→ Exercise instructions
Copy nothing but the text: reproduce each line of the listing exactly and leave the pictures out.

→ Data block
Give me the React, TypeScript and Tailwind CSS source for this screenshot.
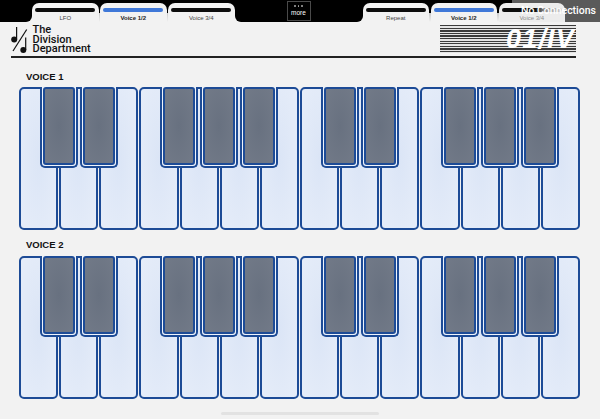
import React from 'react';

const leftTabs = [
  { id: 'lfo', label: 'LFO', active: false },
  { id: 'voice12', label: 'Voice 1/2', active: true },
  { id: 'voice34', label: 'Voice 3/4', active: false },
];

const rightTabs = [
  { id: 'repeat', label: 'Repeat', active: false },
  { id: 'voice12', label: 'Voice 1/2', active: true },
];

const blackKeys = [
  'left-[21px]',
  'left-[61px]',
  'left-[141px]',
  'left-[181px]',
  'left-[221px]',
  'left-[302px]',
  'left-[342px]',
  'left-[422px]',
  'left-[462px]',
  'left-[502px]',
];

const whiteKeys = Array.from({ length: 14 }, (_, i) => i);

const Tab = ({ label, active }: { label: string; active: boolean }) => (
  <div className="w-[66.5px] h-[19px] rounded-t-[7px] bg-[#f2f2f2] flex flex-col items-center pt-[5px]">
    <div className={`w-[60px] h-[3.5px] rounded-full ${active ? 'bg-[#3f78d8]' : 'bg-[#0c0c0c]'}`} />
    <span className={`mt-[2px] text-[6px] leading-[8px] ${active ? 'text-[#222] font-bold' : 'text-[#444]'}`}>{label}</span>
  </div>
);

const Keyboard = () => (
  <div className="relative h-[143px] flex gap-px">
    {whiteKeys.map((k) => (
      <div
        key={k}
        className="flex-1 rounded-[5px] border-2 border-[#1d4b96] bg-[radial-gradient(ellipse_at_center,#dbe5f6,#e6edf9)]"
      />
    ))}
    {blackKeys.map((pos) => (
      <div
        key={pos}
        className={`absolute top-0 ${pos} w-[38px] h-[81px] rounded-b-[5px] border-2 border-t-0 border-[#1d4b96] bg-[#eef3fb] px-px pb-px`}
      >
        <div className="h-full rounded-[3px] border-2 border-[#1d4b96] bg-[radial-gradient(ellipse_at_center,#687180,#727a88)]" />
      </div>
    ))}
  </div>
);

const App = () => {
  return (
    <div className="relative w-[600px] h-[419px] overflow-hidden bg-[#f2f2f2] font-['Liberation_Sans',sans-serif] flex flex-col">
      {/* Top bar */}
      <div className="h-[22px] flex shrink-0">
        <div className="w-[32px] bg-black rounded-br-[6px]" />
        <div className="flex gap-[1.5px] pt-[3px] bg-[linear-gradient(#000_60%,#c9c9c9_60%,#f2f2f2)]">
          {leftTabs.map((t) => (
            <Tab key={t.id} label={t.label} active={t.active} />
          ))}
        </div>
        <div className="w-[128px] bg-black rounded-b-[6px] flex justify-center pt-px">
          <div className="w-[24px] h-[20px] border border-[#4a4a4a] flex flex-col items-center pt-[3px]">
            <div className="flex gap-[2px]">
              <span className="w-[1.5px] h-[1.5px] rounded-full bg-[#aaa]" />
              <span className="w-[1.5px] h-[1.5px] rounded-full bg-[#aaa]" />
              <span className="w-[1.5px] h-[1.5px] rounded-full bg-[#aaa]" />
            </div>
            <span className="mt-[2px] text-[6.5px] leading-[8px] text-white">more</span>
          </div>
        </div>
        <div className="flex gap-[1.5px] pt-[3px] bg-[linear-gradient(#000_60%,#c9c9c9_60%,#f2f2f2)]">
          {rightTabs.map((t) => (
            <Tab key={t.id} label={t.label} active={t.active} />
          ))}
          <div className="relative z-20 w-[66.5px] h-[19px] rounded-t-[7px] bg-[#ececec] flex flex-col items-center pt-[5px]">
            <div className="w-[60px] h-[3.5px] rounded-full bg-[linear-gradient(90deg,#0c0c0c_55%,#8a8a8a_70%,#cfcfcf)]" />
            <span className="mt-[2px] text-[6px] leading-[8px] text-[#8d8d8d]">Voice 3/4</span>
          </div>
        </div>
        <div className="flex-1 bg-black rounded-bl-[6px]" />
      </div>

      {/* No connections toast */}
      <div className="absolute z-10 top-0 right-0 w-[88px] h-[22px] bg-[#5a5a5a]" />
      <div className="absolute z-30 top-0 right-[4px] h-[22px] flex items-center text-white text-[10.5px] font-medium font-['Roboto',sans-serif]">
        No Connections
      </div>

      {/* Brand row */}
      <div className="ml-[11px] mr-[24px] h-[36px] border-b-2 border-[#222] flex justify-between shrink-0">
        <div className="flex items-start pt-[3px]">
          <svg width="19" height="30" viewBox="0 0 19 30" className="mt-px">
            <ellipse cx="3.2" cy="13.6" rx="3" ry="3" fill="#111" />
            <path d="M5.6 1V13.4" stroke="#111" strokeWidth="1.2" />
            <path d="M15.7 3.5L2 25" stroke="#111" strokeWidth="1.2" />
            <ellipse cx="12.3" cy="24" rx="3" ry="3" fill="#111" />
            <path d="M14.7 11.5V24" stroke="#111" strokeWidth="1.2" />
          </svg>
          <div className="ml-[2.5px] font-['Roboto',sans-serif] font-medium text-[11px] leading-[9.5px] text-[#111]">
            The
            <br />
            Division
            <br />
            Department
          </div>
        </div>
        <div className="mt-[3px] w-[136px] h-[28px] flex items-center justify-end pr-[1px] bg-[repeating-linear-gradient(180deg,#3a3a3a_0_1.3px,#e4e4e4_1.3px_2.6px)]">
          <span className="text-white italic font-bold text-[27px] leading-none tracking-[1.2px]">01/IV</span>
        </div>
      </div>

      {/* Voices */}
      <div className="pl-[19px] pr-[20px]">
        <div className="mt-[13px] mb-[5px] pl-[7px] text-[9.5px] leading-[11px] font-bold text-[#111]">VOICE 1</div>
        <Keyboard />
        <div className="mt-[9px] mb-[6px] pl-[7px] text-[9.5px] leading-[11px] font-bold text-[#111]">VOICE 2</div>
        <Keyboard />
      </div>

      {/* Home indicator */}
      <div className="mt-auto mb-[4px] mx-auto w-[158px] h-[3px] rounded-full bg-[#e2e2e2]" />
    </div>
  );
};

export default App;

→ Written answer
Give me the React, TypeScript and Tailwind CSS source for this screenshot.
import React from 'react';

const leftTabs = [
  { id: 'lfo', label: 'LFO', active: false },
  { id: 'voice12', label: 'Voice 1/2', active: true },
  { id: 'voice34', label: 'Voice 3/4', active: false },
];

const rightTabs = [
  { id: 'repeat', label: 'Repeat', active: false },
  { id: 'voice12', label: 'Voice 1/2', active: true },
];

const blackKeys = [
  'left-[21px]',
  'left-[61px]',
  'left-[141px]',
  'left-[181px]',
  'left-[221px]',
  'left-[302px]',
  'left-[342px]',
  'left-[422px]',
  'left-[462px]',
  'left-[502px]',
];

const whiteKeys = Array.from({ length: 14 }, (_, i) => i);

const Tab = ({ label, active }: { label: string; active: boolean }) => (
  <div className="w-[66.5px] h-[19px] rounded-t-[7px] bg-[#f2f2f2] flex flex-col items-center pt-[5px]">
    <div className={`w-[60px] h-[3.5px] rounded-full ${active ? 'bg-[#3f78d8]' : 'bg-[#0c0c0c]'}`} />
    <span className={`mt-[2px] text-[6px] leading-[8px] ${active ? 'text-[#222] font-bold' : 'text-[#444]'}`}>{label}</span>
  </div>
);

const Keyboard = () => (
  <div className="relative h-[143px] flex gap-px">
    {whiteKeys.map((k) => (
      <div
        key={k}
        className="flex-1 rounded-[5px] border-2 border-[#1d4b96] bg-[radial-gradient(ellipse_at_center,#dbe5f6,#e6edf9)]"
      />
    ))}
    {blackKeys.map((pos) => (
      <div
        key={pos}
        className={`absolute top-0 ${pos} w-[38px] h-[81px] rounded-b-[5px] border-2 border-t-0 border-[#1d4b96] bg-[#eef3fb] px-px pb-px`}
      >
        <div className="h-full rounded-[3px] border-2 border-[#1d4b96] bg-[radial-gradient(ellipse_at_center,#687180,#727a88)]" />
      </div>
    ))}
  </div>
);

const App = () => {
  return (
    <div className="relative w-[600px] h-[419px] overflow-hidden bg-[#f2f2f2] font-['Liberation_Sans',sans-serif] flex flex-col">
      {/* Top bar */}
      <div className="h-[22px] flex shrink-0">
        <div className="w-[32px] bg-black rounded-br-[6px]" />
        <div className="flex gap-[1.5px] pt-[3px] bg-[linear-gradient(#000_60%,#c9c9c9_60%,#f2f2f2)]">
          {leftTabs.map((t) => (
            <Tab key={t.id} label={t.label} active={t.active} />
          ))}
        </div>
        <div className="w-[128px] bg-black rounded-b-[6px] flex justify-center pt-px">
          <div className="w-[24px] h-[20px] border border-[#4a4a4a] flex flex-col items-center pt-[3px]">
            <div className="flex gap-[2px]">
              <span className="w-[1.5px] h-[1.5px] rounded-full bg-[#aaa]" />
              <span className="w-[1.5px] h-[1.5px] rounded-full bg-[#aaa]" />
              <span className="w-[1.5px] h-[1.5px] rounded-full bg-[#aaa]" />
            </div>
            <span className="mt-[2px] text-[6.5px] leading-[8px] text-white">more</span>
          </div>
        </div>
        <div className="flex gap-[1.5px] pt-[3px] bg-[linear-gradient(#000_60%,#c9c9c9_60%,#f2f2f2)]">
          {rightTabs.map((t) => (
            <Tab key={t.id} label={t.label} active={t.active} />
          ))}
          <div className="relative z-20 w-[66.5px] h-[19px] rounded-t-[7px] bg-[#ececec] flex flex-col items-center pt-[5px]">
            <div className="w-[60px] h-[3.5px] rounded-full bg-[linear-gradient(90deg,#0c0c0c_55%,#8a8a8a_70%,#cfcfcf)]" />
            <span className="mt-[2px] text-[6px] leading-[8px] text-[#8d8d8d]">Voice 3/4</span>
          </div>
        </div>
        <div className="flex-1 bg-black rounded-bl-[6px]" />
      </div>

      {/* No connections toast */}
      <div className="absolute z-10 top-0 right-0 w-[88px] h-[22px] bg-[#5a5a5a]" />
      <div className="absolute z-30 top-0 right-[4px] h-[22px] flex items-center text-white text-[10.5px] font-medium font-['Roboto',sans-serif]">
        No Connections
      </div>

      {/* Brand row */}
      <div className="ml-[11px] mr-[24px] h-[36px] border-b-2 border-[#222] flex justify-between shrink-0">
        <div className="flex items-start pt-[3px]">
          <svg width="19" height="30" viewBox="0 0 19 30" className="mt-px">
            <ellipse cx="3.2" cy="13.6" rx="3" ry="3" fill="#111" />
            <path d="M5.6 1V13.4" stroke="#111" strokeWidth="1.2" />
            <path d="M15.7 3.5L2 25" stroke="#111" strokeWidth="1.2" />
            <ellipse cx="12.3" cy="24" rx="3" ry="3" fill="#111" />
            <path d="M14.7 11.5V24" stroke="#111" strokeWidth="1.2" />
          </svg>
          <div className="ml-[2.5px] font-['Roboto',sans-serif] font-medium text-[11px] leading-[9.5px] text-[#111]">
            The
            <br />
            Division
            <br />
            Department
          </div>
        </div>
        <div className="mt-[3px] w-[136px] h-[28px] flex items-center justify-end pr-[1px] bg-[repeating-linear-gradient(180deg,#3a3a3a_0_1.3px,#e4e4e4_1.3px_2.6px)]">
          <span className="text-white italic font-bold text-[27px] leading-none tracking-[1.2px]">01/IV</span>
        </div>
      </div>

      {/* Voices */}
      <div className="pl-[19px] pr-[20px]">
        <div className="mt-[13px] mb-[5px] pl-[7px] text-[9.5px] leading-[11px] font-bold text-[#111]">VOICE 1</div>
        <Keyboard />
        <div className="mt-[9px] mb-[6px] pl-[7px] text-[9.5px] leading-[11px] font-bold text-[#111]">VOICE 2</div>
        <Keyboard />
      </div>

      {/* Home indicator */}
      <div className="mt-auto mb-[4px] mx-auto w-[158px] h-[3px] rounded-full bg-[#e2e2e2]" />
    </div>
  );
};

export default App;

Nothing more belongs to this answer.